YOUR GOAL | Everything in the data should be repeated exactly, save for the images.

MATERIAL PROVIDED |
--- --- ---

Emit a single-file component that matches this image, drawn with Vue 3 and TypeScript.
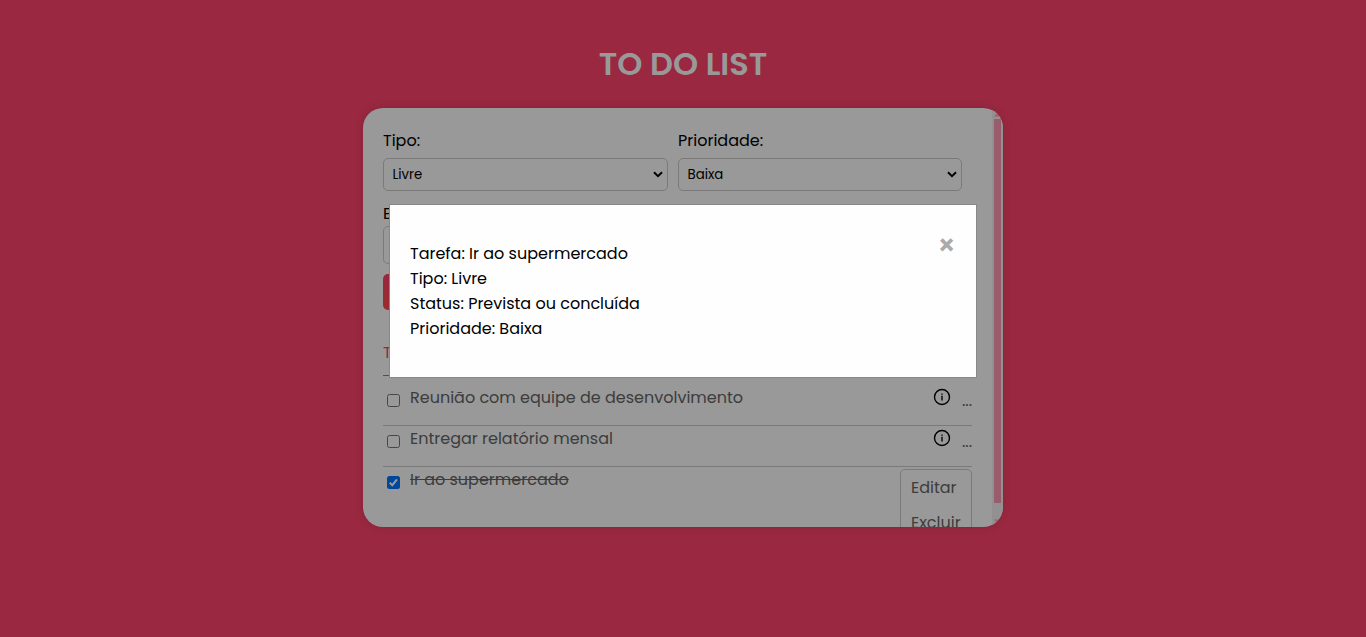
<script setup lang="ts">
import { ref } from 'vue'

interface Task {
  title: string
  done: boolean
}

const tasks = ref<Task[]>([
  { title: 'Reunião com equipe de desenvolvimento', done: false },
  { title: 'Entregar relatório mensal', done: false },
  { title: 'Ir ao supermercado', done: true },
])
const modalOpen = ref(true)
</script>

<template>
  <main class="page">
    <h1>TO DO LIST</h1>
    <section class="card">
      <div class="content">
        <div class="fields">
          <div class="field">
            <label>Tipo:</label>
            <div class="select"><span>Livre</span>
              <svg width="10" height="7" viewBox="0 0 10 7"><path d="M1 1.2 5 5.2 9 1.2" fill="none" stroke="#000" stroke-width="2" /></svg>
            </div>
          </div>
          <div class="field">
            <label>Prioridade:</label>
            <div class="select"><span>Baixa</span>
              <svg width="10" height="7" viewBox="0 0 10 7"><path d="M1 1.2 5 5.2 9 1.2" fill="none" stroke="#000" stroke-width="2" /></svg>
            </div>
          </div>
        </div>
        <div class="entry-label">E</div>
        <div class="entry"></div>
        <div class="add"></div>
        <div class="list-title">T</div>
        <ul>
          <li v-for="t in tasks" :key="t.title">
            <span class="check" :class="{ on: t.done }">
              <svg v-if="t.done" width="13" height="13" viewBox="0 0 13 13"><path d="M2.8 6.7 5.3 9.2 10 3.3" fill="none" stroke="#fff" stroke-width="2" /></svg>
            </span>
            <span class="task"><span :class="{ done: t.done }">{{ t.title }}</span></span>
            <template v-if="!t.done">
              <svg class="info" width="18" height="18" viewBox="0 0 18 18"><circle cx="9" cy="9" r="7.5" fill="none" stroke="#000" stroke-width="1.4" /><path d="M9 5.5v1.3M9 7.8v4.6" stroke="#333" stroke-width="1.7" /></svg>
              <span class="dots">...</span>
            </template>
            <div v-else class="menu"><span>Editar</span><span>Excluir</span></div>
          </li>
        </ul>
      </div>
      <div class="track">
        <svg width="7" height="4" viewBox="0 0 7 4"><path d="M0 3.5 3.5 0 7 3.5z" fill="#ff9ab5" /></svg>
        <div class="thumb"></div>
        <svg width="7" height="4" viewBox="0 0 7 4"><path d="M0 .5 3.5 4 7 .5z" fill="#ff9ab5" /></svg>
      </div>
    </section>
    <div v-if="modalOpen" class="overlay">
      <div class="modal">
        <p>
          Tarefa: Ir ao supermercado<br />
          Tipo: Livre<br />
          Status: Prevista ou concluída<br />
          Prioridade: Baixa
        </p>
        <span class="close" @click="modalOpen = false">&times;</span>
      </div>
    </div>
  </main>
</template>

<style>
body {
  margin: 0;
  background: #ff436b;
}
</style>

<style scoped>
* {
  box-sizing: border-box;
}
.page {
  height: 637px;
  overflow: hidden;
  background: #ff436b;
  font: 400 16px/25px Poppins, Inter, sans-serif;
  color: #000;
  white-space: nowrap;
}
h1 {
  margin: 0;
  padding-top: 39px;
  height: 108px;
  text-align: center;
  font-size: 32px;
  line-height: 50px;
  font-weight: 600;
  color: #fff;
}
.card {
  width: 640px;
  height: 419px;
  margin: 0 auto;
  display: flex;
  overflow: hidden;
  background: #fff;
  border-radius: 20px;
  box-shadow: 0 0 10px rgba(0, 0, 0, 0.12);
}
.content {
  width: 629px;
  padding: 20px 20px 0;
}
.fields {
  display: grid;
  grid-template-columns: 285px 284px;
  column-gap: 10px;
}
.field label {
  display: block;
  height: 30px;
}
.select {
  height: 33px;
  display: flex;
  align-items: center;
  justify-content: space-between;
  padding: 0 4px 0 8.5px;
  border: 1px solid #ccc;
  border-radius: 5px;
  font-size: 13.33px;
}
.entry-label {
  margin-top: 10px;
  height: 25px;
}
.entry {
  height: 38px;
  width: 579px;
  border: 1px solid #ccc;
  border-radius: 5px;
}
.add {
  margin-top: 10px;
  width: 579px;
  height: 36px;
  border-radius: 5px;
  background: linear-gradient(#ff416c, #ff4b4b);
}
.list-title {
  height: 65px;
  padding-top: 30px;
  color: #ff416c;
}
ul {
  list-style: none;
  margin: 0;
  padding: 1px 0 0;
  border-top: 1px solid #888;
}
li {
  height: 41px;
  display: flex;
  align-items: flex-start;
  padding-top: 8px;
  color: #666;
}
li + li {
  border-top: 1px solid #ccc;
  padding-top: 0;
}
li:first-child {
  height: 48px;
}
.check {
  width: 13px;
  height: 13px;
  margin: 9px 10px 0 4px;
  border: 1px solid #767676;
  border-radius: 2.5px;
}
.check.on {
  border: 0;
  background: #0075ff;
}
.check svg {
  display: block;
}
.task {
  flex: 1;
}
.done {
  text-decoration: line-through;
}
.info {
  margin: 3px 11px 0 0;
}
.dots {
  width: 10px;
  margin-top: 3px;
  display: flex;
  justify-content: flex-end;
}
.menu {
  width: 72px;
  height: 76px;
  margin-top: 2px;
  padding: 5px 10px;
  border: 1px solid #ccc;
  border-radius: 5px;
  display: flex;
  flex-direction: column;
  gap: 10px;
}
.track {
  width: 11px;
  display: flex;
  flex-direction: column;
  align-items: center;
  background: #f5f0f2;
  padding-top: 5px;
}
.thumb {
  width: 7px;
  height: 384px;
  margin: 2px 0 16px;
  background: #ff9ab5;
}
.overlay {
  position: fixed;
  inset: 0;
  padding-top: 204px;
  background: rgba(0, 0, 0, 0.4);
}
.modal {
  width: 588px;
  height: 174px;
  margin: 0 auto;
  padding: 20px;
  display: flex;
  justify-content: space-between;
  align-items: flex-start;
  background: #fefefe;
  border: 1px solid #888;
}
.modal p {
  margin: 16px 0;
}
.close {
  color: #aaa;
  font-size: 28px;
  font-weight: 600;
  line-height: 42px;
}
</style>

--- --- ---

RESULT OF THE EXERCISE |
Emit a single-file component that matches this image, drawn with Vue 3 and TypeScript.
<script setup lang="ts">
import { ref } from 'vue'

interface Task {
  title: string
  done: boolean
}

const tasks = ref<Task[]>([
  { title: 'Reunião com equipe de desenvolvimento', done: false },
  { title: 'Entregar relatório mensal', done: false },
  { title: 'Ir ao supermercado', done: true },
])
const modalOpen = ref(true)
</script>

<template>
  <main class="page">
    <h1>TO DO LIST</h1>
    <section class="card">
      <div class="content">
        <div class="fields">
          <div class="field">
            <label>Tipo:</label>
            <div class="select"><span>Livre</span>
              <svg width="10" height="7" viewBox="0 0 10 7"><path d="M1 1.2 5 5.2 9 1.2" fill="none" stroke="#000" stroke-width="2" /></svg>
            </div>
          </div>
          <div class="field">
            <label>Prioridade:</label>
            <div class="select"><span>Baixa</span>
              <svg width="10" height="7" viewBox="0 0 10 7"><path d="M1 1.2 5 5.2 9 1.2" fill="none" stroke="#000" stroke-width="2" /></svg>
            </div>
          </div>
        </div>
        <div class="entry-label">E</div>
        <div class="entry"></div>
        <div class="add"></div>
        <div class="list-title">T</div>
        <ul>
          <li v-for="t in tasks" :key="t.title">
            <span class="check" :class="{ on: t.done }">
              <svg v-if="t.done" width="13" height="13" viewBox="0 0 13 13"><path d="M2.8 6.7 5.3 9.2 10 3.3" fill="none" stroke="#fff" stroke-width="2" /></svg>
            </span>
            <span class="task"><span :class="{ done: t.done }">{{ t.title }}</span></span>
            <template v-if="!t.done">
              <svg class="info" width="18" height="18" viewBox="0 0 18 18"><circle cx="9" cy="9" r="7.5" fill="none" stroke="#000" stroke-width="1.4" /><path d="M9 5.5v1.3M9 7.8v4.6" stroke="#333" stroke-width="1.7" /></svg>
              <span class="dots">...</span>
            </template>
            <div v-else class="menu"><span>Editar</span><span>Excluir</span></div>
          </li>
        </ul>
      </div>
      <div class="track">
        <svg width="7" height="4" viewBox="0 0 7 4"><path d="M0 3.5 3.5 0 7 3.5z" fill="#ff9ab5" /></svg>
        <div class="thumb"></div>
        <svg width="7" height="4" viewBox="0 0 7 4"><path d="M0 .5 3.5 4 7 .5z" fill="#ff9ab5" /></svg>
      </div>
    </section>
    <div v-if="modalOpen" class="overlay">
      <div class="modal">
        <p>
          Tarefa: Ir ao supermercado<br />
          Tipo: Livre<br />
          Status: Prevista ou concluída<br />
          Prioridade: Baixa
        </p>
        <span class="close" @click="modalOpen = false">&times;</span>
      </div>
    </div>
  </main>
</template>

<style>
body {
  margin: 0;
  background: #ff436b;
}
</style>

<style scoped>
* {
  box-sizing: border-box;
}
.page {
  height: 637px;
  overflow: hidden;
  background: #ff436b;
  font: 400 16px/25px Poppins, Inter, sans-serif;
  color: #000;
  white-space: nowrap;
}
h1 {
  margin: 0;
  padding-top: 39px;
  height: 108px;
  text-align: center;
  font-size: 32px;
  line-height: 50px;
  font-weight: 600;
  color: #fff;
}
.card {
  width: 640px;
  height: 419px;
  margin: 0 auto;
  display: flex;
  overflow: hidden;
  background: #fff;
  border-radius: 20px;
  box-shadow: 0 0 10px rgba(0, 0, 0, 0.12);
}
.content {
  width: 629px;
  padding: 20px 20px 0;
}
.fields {
  display: grid;
  grid-template-columns: 285px 284px;
  column-gap: 10px;
}
.field label {
  display: block;
  height: 30px;
}
.select {
  height: 33px;
  display: flex;
  align-items: center;
  justify-content: space-between;
  padding: 0 4px 0 8.5px;
  border: 1px solid #ccc;
  border-radius: 5px;
  font-size: 13.33px;
}
.entry-label {
  margin-top: 10px;
  height: 25px;
}
.entry {
  height: 38px;
  width: 579px;
  border: 1px solid #ccc;
  border-radius: 5px;
}
.add {
  margin-top: 10px;
  width: 579px;
  height: 36px;
  border-radius: 5px;
  background: linear-gradient(#ff416c, #ff4b4b);
}
.list-title {
  height: 65px;
  padding-top: 30px;
  color: #ff416c;
}
ul {
  list-style: none;
  margin: 0;
  padding: 1px 0 0;
  border-top: 1px solid #888;
}
li {
  height: 41px;
  display: flex;
  align-items: flex-start;
  padding-top: 8px;
  color: #666;
}
li + li {
  border-top: 1px solid #ccc;
  padding-top: 0;
}
li:first-child {
  height: 48px;
}
.check {
  width: 13px;
  height: 13px;
  margin: 9px 10px 0 4px;
  border: 1px solid #767676;
  border-radius: 2.5px;
}
.check.on {
  border: 0;
  background: #0075ff;
}
.check svg {
  display: block;
}
.task {
  flex: 1;
}
.done {
  text-decoration: line-through;
}
.info {
  margin: 3px 11px 0 0;
}
.dots {
  width: 10px;
  margin-top: 3px;
  display: flex;
  justify-content: flex-end;
}
.menu {
  width: 72px;
  height: 76px;
  margin-top: 2px;
  padding: 5px 10px;
  border: 1px solid #ccc;
  border-radius: 5px;
  display: flex;
  flex-direction: column;
  gap: 10px;
}
.track {
  width: 11px;
  display: flex;
  flex-direction: column;
  align-items: center;
  background: #f5f0f2;
  padding-top: 5px;
}
.thumb {
  width: 7px;
  height: 384px;
  margin: 2px 0 16px;
  background: #ff9ab5;
}
.overlay {
  position: fixed;
  inset: 0;
  padding-top: 204px;
  background: rgba(0, 0, 0, 0.4);
}
.modal {
  width: 588px;
  height: 174px;
  margin: 0 auto;
  padding: 20px;
  display: flex;
  justify-content: space-between;
  align-items: flex-start;
  background: #fefefe;
  border: 1px solid #888;
}
.modal p {
  margin: 16px 0;
}
.close {
  color: #aaa;
  font-size: 28px;
  font-weight: 600;
  line-height: 42px;
}
</style>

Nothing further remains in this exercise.